Upon diving into ’70s New York, I would note down names of people, and then I’d go on the internet and research. One of them was this guy called Alex Rosner. He’s this legendary sound engineer who has this amazing life story: He was an Auschwitz survivor, he managed to survive when he was a child, so he then moved to New York and was the sound engineer who set up some of the first sound systems in these disco clubs. I found this clip of Alex talking about what it was like at the Loft in New York, and I cut it out and I put it at the start of “time,” the first track on the album. When we went to clear the sample, we got bounced around through this email chain and ended up put in contact with the man himself. He said, “I’d love to clear this sample, but I’m of absolutely no idea where the original clip’s from or who owns the audio. But if you want to, we could set up a video call and we could do our own interview.” So I interviewed him for about an hour, and he told me about his life and his story. I asked him about the atmosphere in the Loft; at the start of “time,” he’s talking about what it felt like to be in those rooms, and then the interlude is an extended snippet from that conversation.

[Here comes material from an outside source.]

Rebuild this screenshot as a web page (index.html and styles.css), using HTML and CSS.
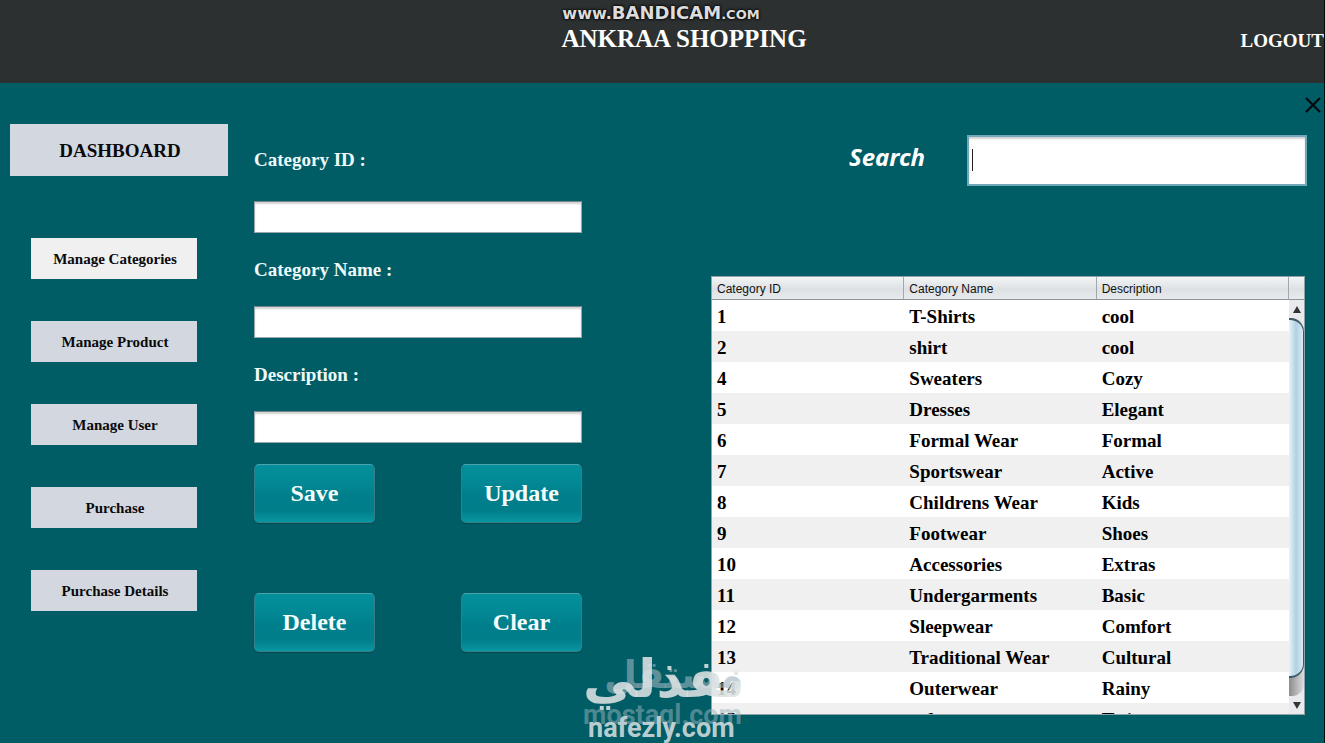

It was really humbling to speak to someone whose life had been a part of some huge experiences. The thing that I took away from the conversation was one of the big themes of the album, if not the theme of the album, which is that time is a finite thing. That, given the opportunity to celebrate in a room of people and connect with friends through music and through dancing, or to experience those moments — you have to take those opportunities and cherish them, because they’re finite. One day, the opportunity to do those things won’t be there again.
This interview has been edited and condensed for clarity.